Emmanuel Khamis Richard is a South-Sudanese politician. He was the Acting Mayor of Juba City Council before being sacked for assaulting a female stress vendor. He is the Commissioner for Lainya County in Central Equatoria in the Revitalised Transitional Government of National Unity as of 2023.

== Biography ==
Khamis as the Commissioner of Kupera County, and was appointed as Commissioner for Lainya County, in Central Equatoria in the Revitalised Transitional Government of National Unity, through a decree by President Salva Kiir in February 2021 when the unity government was formed. Khamis was also appointed as caretaker Mayor for the municipal council on July 27 by Central Equatoria State Governor, Emmanuel Adil Anthony through a gubernatorial decree. He replaced Michael Lado Allah-Jabu.

In May 2023, Khamis appealed to holdout groups in the area to return home and help in restoring peace in the country. In the same month of May, he also removed about six check points previously erected along the Juba-Lainya-Yei Road hindering effective movement of pedestrians and travellers plying the highway.
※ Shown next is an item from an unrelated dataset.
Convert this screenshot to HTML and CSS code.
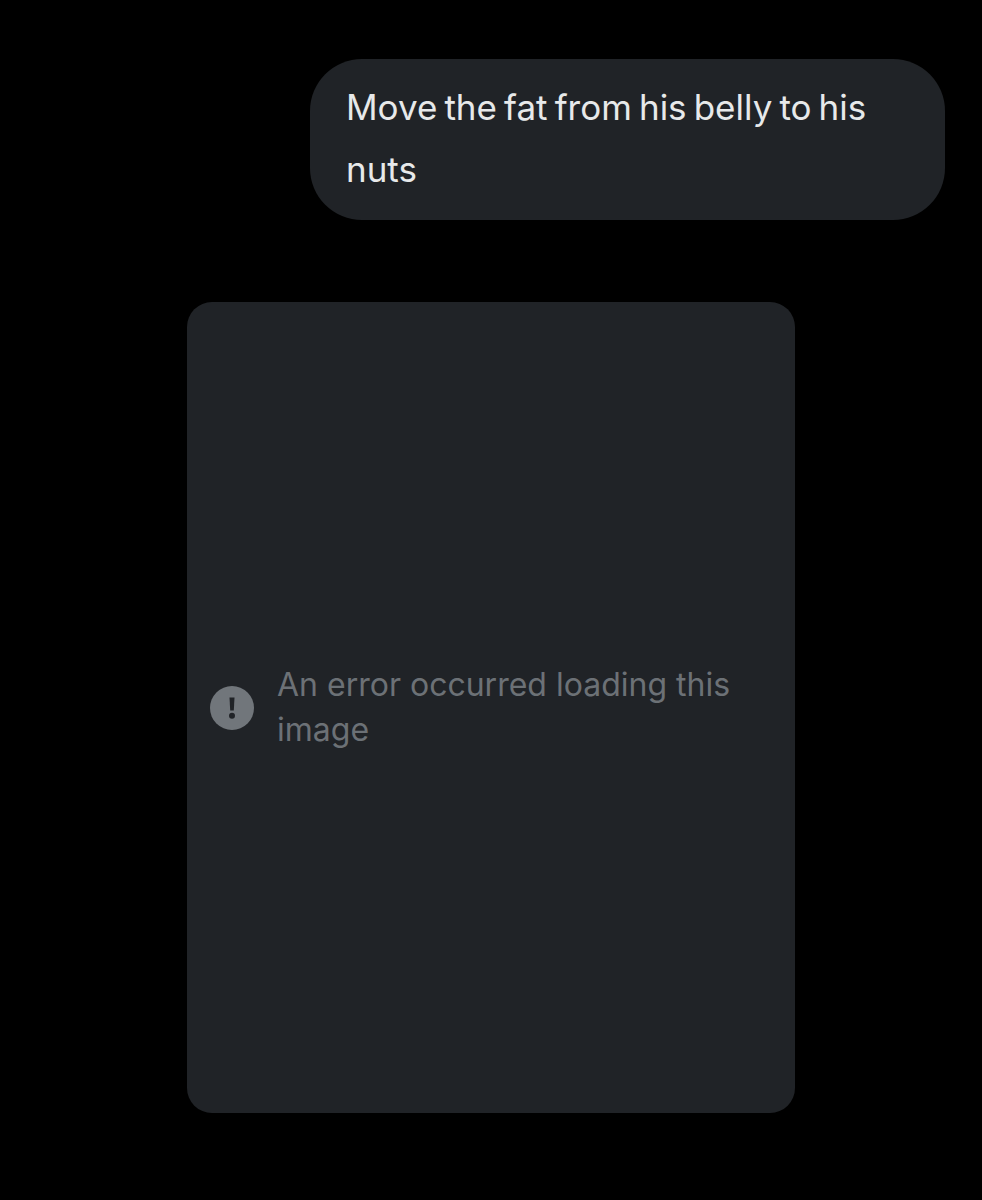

However, in September 2023, the Transitional National Legislative Assembly (TNLA) recommended the instant removal of Emmanuel Khamis as the acting mayor of Juba City Council (JCC) for assaulting a female street vendor. The incident, which was captured in a video that went viral on social media, showed Khamis wielding a pistol in his right hand and physically assaulting a female vendor selling mosquito nets at the Seventh-day Adventist roundabout. He was sacked in September 2023.